By the time I received an invitation to an interview at the Canadian embassy, I already had a positive result from my interview at the US embassy in Frankfurt and after a little over a year in Germany where I spent the last six months working as a civilian employee for US army (this was the easiest job to get), I was ready for the next leg of my journey. I arrived in San Francisco with about 500 dollars in my pocket, about ten times more than the financial means that were at my disposal to finance the initial leg of my intercontinental trip on the Yugoslavian side of the border with Austria in the little town of Tržić.

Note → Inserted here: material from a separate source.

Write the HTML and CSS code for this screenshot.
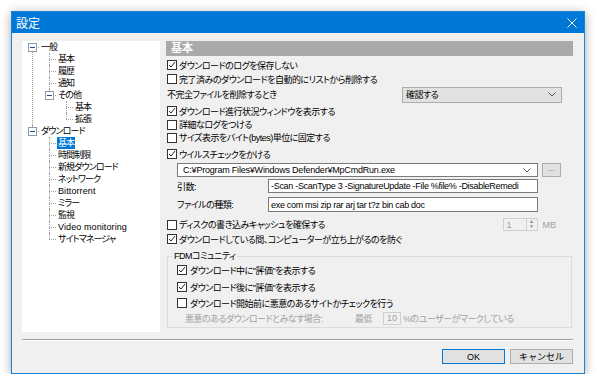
FILE: index.html
```html
<!DOCTYPE html>
<html lang="ja">
<head>
  <meta charset="UTF-8" />
  <title>設定</title>
  <link rel="stylesheet" href="styles.css">
</head>
<body>
  <div class="dialog">
    <div class="titlebar">
      <span class="title">設定</span>
      <svg class="close" width="10" height="10" viewBox="0 0 10 10"><path d="M0.5 0.5l9 9M9.5 0.5l-9 9" stroke="#fff" stroke-width="1" /></svg>
    </div>
    <div class="content">
      <div class="main">
        <!-- Left: category tree -->
        <div class="tree">
          <ul>
            <li>
              <div class="node"><span class="tg"></span><span class="lbl">一般</span></div>
              <ul>
                <li><div class="node"><span class="lbl">基本</span></div></li>
                <li><div class="node"><span class="lbl">履歴</span></div></li>
                <li><div class="node"><span class="lbl">通知</span></div></li>
                <li>
                  <div class="node"><span class="tg"></span><span class="lbl">その他</span></div>
                  <ul>
                    <li><div class="node"><span class="lbl">基本</span></div></li>
                    <li><div class="node"><span class="lbl">拡張</span></div></li>
                  </ul>
                </li>
              </ul>
            </li>
            <li>
              <div class="node"><span class="tg"></span><span class="lbl">ダウンロード</span></div>
              <ul>
                <li><div class="node"><span class="lbl sel">基本</span></div></li>
                <li><div class="node"><span class="lbl">時間制限</span></div></li>
                <li><div class="node"><span class="lbl">新規ダウンロード</span></div></li>
                <li><div class="node"><span class="lbl">ネットワーク</span></div></li>
                <li><div class="node"><span class="lbl en">Bittorrent</span></div></li>
                <li><div class="node"><span class="lbl">ミラー</span></div></li>
                <li><div class="node"><span class="lbl">監視</span></div></li>
                <li><div class="node"><span class="lbl en">Video monitoring</span></div></li>
                <li><div class="node"><span class="lbl">サイトマネージャ</span></div></li>
              </ul>
            </li>
          </ul>
        </div>

        <!-- Right: settings page -->
        <div class="page">
          <div class="page-title">基本</div>
          <div class="row r1"><span class="cb"><svg viewBox="0 0 8 8"><path d="M1 4l2 2 4-5" /></svg></span>ダウンロードのログを保存しない</div>
          <div class="row"><span class="cb"></span>完了済みのダウンロードを自動的にリストから削除する</div>
          <div class="row split">
            <span class="plain">不完全ファイルを削除するとき</span>
            <div class="select">確認する<svg width="8" height="5" viewBox="0 0 8 5"><path d="M0.5 0.5l3.5 3.5 3.5-3.5" /></svg></div>
          </div>
          <div class="row r4"><span class="cb"><svg viewBox="0 0 8 8"><path d="M1 4l2 2 4-5" /></svg></span>ダウンロード進行状況ウィンドウを表示する</div>
          <div class="row short"><span class="cb"></span>詳細なログをつける</div>
          <div class="row short"><span class="cb"></span>サイズ表示をバイト(bytes)単位に固定する</div>
          <div class="row r7"><span class="cb"><svg viewBox="0 0 8 8"><path d="M1 4l2 2 4-5" /></svg></span>ウイルスチェックをかける</div>
          <div class="path-row">
            <div class="combo">C:¥Program Files¥Windows Defender¥MpCmdRun.exe<svg width="8" height="5" viewBox="0 0 8 5"><path d="M0.5 0.5l3.5 3.5 3.5-3.5" /></svg></div>
            <div class="browse">...</div>
          </div>
          <div class="field args">
            <span class="field-label">引数:</span>
            <div class="input">-Scan -ScanType 3 -SignatureUpdate -File %file% -DisableRemedi</div>
          </div>
          <div class="field types">
            <span class="field-label">ファイルの種類:</span>
            <div class="input">exe com msi zip rar arj tar t?z bin cab doc</div>
          </div>
          <div class="row disk">
            <span class="cb"></span>ディスクの書き込みキャッシュを確保する
            <div class="spin-wrap">
              <div class="spin"><span>1</span><span class="arrows"><i>▲</i><i>▼</i></span></div>
              <span class="unit">MB</span>
            </div>
          </div>
          <div class="row"><span class="cb"><svg viewBox="0 0 8 8"><path d="M1 4l2 2 4-5" /></svg></span>ダウンロードしている間、コンピューターが立ち上がるのを防ぐ</div>

          <fieldset class="group">
            <legend>FDMコミュニティ</legend>
            <div class="row g1"><span class="cb"><svg viewBox="0 0 8 8"><path d="M1 4l2 2 4-5" /></svg></span>ダウンロード中に"評価"を表示する</div>
            <div class="row g2"><span class="cb"><svg viewBox="0 0 8 8"><path d="M1 4l2 2 4-5" /></svg></span>ダウンロード後に"評価"を表示する</div>
            <div class="row g3"><span class="cb"></span>ダウンロード開始前に悪意のあるサイトかチェックを行う</div>
            <div class="row g4 disabled">
              <span class="dis-label">悪意のあるダウンロードとみなす場合:</span>
              <span class="dis-min">最低</span>
              <span class="small-input">10</span>
              <span>%のユーザーがマークしている</span>
            </div>
          </fieldset>
        </div>
      </div>

      <div class="sep"></div>
      <div class="buttons">
        <button type="button" class="btn default">OK</button>
        <button type="button" class="btn">キャンセル</button>
      </div>
    </div>
  </div>
</body>
</html>
```

FILE: styles.css
```css
* {
  box-sizing: border-box;
}
body {
  margin: 0;
  background: #fff;
  font-family: "Liberation Sans", "Noto Sans CJK JP", sans-serif;
  font-size: 9px;
  font-feature-settings: "palt";
  color: #000;
}
.dialog {
  margin: 11px 0 0 11px;
  width: 574px;
  height: 363px;
  border: 1px solid #1a83d6;
  background: #f0f0f0;
  box-shadow: 0 2px 10px rgba(0, 0, 0, 0.35);
  display: flex;
  flex-direction: column;
}
.titlebar {
  height: 21px;
  background: #0078d7;
  color: #fff;
  display: flex;
  align-items: center;
  justify-content: space-between;
  padding: 0 7px 0 4px;
  flex-shrink: 0;
}
.title {
  font-size: 12px;
}
.content {
  padding: 8px 11px 9px 10px;
  flex: 1;
  display: flex;
  flex-direction: column;
}
.main {
  display: flex;
  gap: 6px;
  height: 291px;
}

/* Tree (left) */
.tree {
  width: 138px;
  background: #fff;
  letter-spacing: -0.9px;
  overflow: hidden;
}
.tree ul {
  list-style: none;
  margin: 0;
  padding: 0;
}
.tree li ul {
  margin-left: -1px;
}
.tree li {
  position: relative;
  padding-left: 18px;
}
.tree li::before {
  content: "";
  position: absolute;
  left: 10px;
  top: 6px;
  width: 7px;
  border-top: 1px dotted #a0a0a0;
}
.tree li::after {
  content: "";
  position: absolute;
  left: 10px;
  top: 0;
  bottom: 0;
  border-left: 1px dotted #a0a0a0;
}
.tree li:last-child::after {
  bottom: auto;
  height: 6px;
}
.tree > ul > li:first-child::after {
  top: 6px;
  height: auto;
  bottom: 0;
}
.node {
  height: 12px;
  line-height: 12px;
  display: flex;
}
.tg {
  position: absolute;
  left: 6px;
  top: 2px;
  width: 9px;
  height: 9px;
  border: 1px solid #8c9bb0;
  background: #fff;
  z-index: 1;
}
.tg::before {
  content: "";
  position: absolute;
  left: 1px;
  right: 1px;
  top: 3px;
  border-top: 1px solid #1f4a8a;
}
.lbl {
  padding: 0 1px;
  white-space: nowrap;
}
.lbl.en {
  letter-spacing: 0.1px;
}
.lbl.sel {
  background: #0078d7;
  color: #fff;
}

/* Settings page (right) */
.page {
  width: 407px;
  display: flex;
  flex-direction: column;
  letter-spacing: -0.5px;
}
.page-title {
  height: 15px;
  line-height: 15px;
  background: #aaaaaa;
  color: #fff;
  font-size: 11px;
  font-weight: bold;
  letter-spacing: 0;
  padding-left: 5px;
}
.row {
  display: flex;
  align-items: center;
  height: 14px;
  white-space: nowrap;
}
.row.r1 { margin-top: 2px; }
.row.r4 { margin-top: 1px; }
.row.r7 { margin-top: 3px; }
.row.short { height: 13px; }
.row.split {
  height: 17px;
  justify-content: space-between;
  padding-right: 11px;
}
.plain {
  padding-left: 1px;
}
.cb {
  width: 10px;
  height: 10px;
  margin: 0 2px 0 1px;
  border: 1px solid #333;
  background: #fff;
  flex-shrink: 0;
  display: flex;
}
.cb svg {
  width: 8px;
  height: 8px;
  fill: none;
  stroke: #222;
  stroke-width: 1;
}
.select {
  width: 160px;
  height: 16px;
  border: 1px solid #adadad;
  background: #e1e1e1;
  display: flex;
  align-items: center;
  justify-content: space-between;
  padding: 0 5px 0 3px;
}
.select svg,
.combo svg {
  fill: none;
  stroke: #555;
}
.path-row {
  display: flex;
  gap: 4px;
  margin: 2px 0 0 11px;
  height: 14px;
}
.combo {
  width: 361px;
  border: 1px solid #7a7a7a;
  background: #fff;
  display: flex;
  align-items: center;
  justify-content: space-between;
  padding: 0 6px 0 5px;
  white-space: nowrap;
  letter-spacing: -0.2px;
}
.browse {
  width: 19px;
  border: 1px solid #adadad;
  background: #e1e1e1;
  color: #666;
  font-size: 8px;
  text-align: center;
  line-height: 10px;
  letter-spacing: 0;
}
.field {
  display: flex;
  align-items: center;
  margin-left: 11px;
  white-space: nowrap;
}
.field.args {
  margin-top: 2px;
  height: 14px;
}
.field.types {
  margin-top: 4px;
  height: 15px;
}
.field-label {
  width: 91px;
}
.input {
  width: 270px;
  height: 100%;
  border: 1px solid #7a7a7a;
  background: #fff;
  padding: 0 2px;
  display: flex;
  align-items: center;
  overflow: hidden;
  letter-spacing: -0.3px;
}
.row.disk {
  margin-top: 5px;
  height: 15px;
}
.spin-wrap {
  margin-left: auto;
  margin-right: 17px;
  display: flex;
  align-items: center;
  color: #a0a0a0;
  letter-spacing: 0;
}
.spin {
  width: 35px;
  height: 13px;
  border: 1px solid #cfcfcf;
  display: flex;
  justify-content: space-between;
  align-items: center;
  padding-left: 3px;
}
.arrows {
  width: 11px;
  height: 11px;
  border-left: 1px solid #cfcfcf;
  display: flex;
  flex-direction: column;
  align-items: center;
}
.arrows i {
  font-style: normal;
  font-size: 5px;
  line-height: 5px;
  color: #888;
}
.unit {
  margin-left: 5px;
}

/* FDM community group */
.group {
  margin: 4px 1px 0;
  padding: 0 8px 2px;
  border: 1px solid #dcdcdc;
  min-width: 0;
}
.group legend {
  padding: 0 2px;
  margin-left: -4px;
  line-height: 12px;
}
.group .cb {
  margin-right: 3px;
}
.row.g1 { margin-top: 1px; }
.row.g2 { margin-top: 3px; }
.row.g3 { margin-top: 2px; }
.row.g4 { margin-top: 1px; }
.disabled {
  color: #a0a0a0;
}
.dis-label {
  width: 179px;
  padding-left: 9px;
}
.dis-min {
  width: 28px;
}
.small-input {
  width: 18px;
  height: 13px;
  border: 1px solid #cfcfcf;
  text-align: center;
  line-height: 11px;
  margin-right: 2px;
  letter-spacing: 0;
}

/* Bottom bar */
.sep {
  margin-top: 7px;
  height: 2px;
  border-top: 1px solid #a0a0a0;
  border-bottom: 1px solid #fff;
}
.buttons {
  margin-top: 8px;
  display: flex;
  justify-content: flex-end;
  gap: 5px;
}
.btn {
  width: 63px;
  height: 15px;
  padding: 0;
  font-family: inherit;
  font-size: 9px;
  background: #e1e1e1;
  border: 1px solid #adadad;
  color: #000;
}
.btn.default {
  border-color: #0078d7;
}
```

So after about a year and a half, instead of sitting at my desk at the Oriental Institute in Prague and preparing materials for another very important thesis about this or that, I was sitting at the Visitor Information Center in San Francisco, dispensing advice in English, Japanese, German and French (occasionally also in Polish or Russian, almost never in Czech) to tourists looking for an inexpensive but comfortable and convenient hotel, a perfect restaurant, directions for going to Fisherman’s Wharf, or driving directions to the Winchester Mystery House, the Wine Country or Yosemite, which quite a few funny German tourists were pronouncing as “Josey might” (although, she might also not). Oh well, if you combine an Indian word with the crazy rules of English pronunciation, you can’t expect foreigners to get it right.

I still sometime have the feeling that I first experienced on the bus from Lubljana to Tržić, the strange feeling that I don’t know in which direction is my home, and every time when it happens, it is still confusing.

But I got used to it by now, and instead of being confused by it or sad about it, I just tell myself that it is OK to lose your sense of the direction home at some point in your life, because that is the price that people who are lucky enough to have more homes than just one simply have to pay first.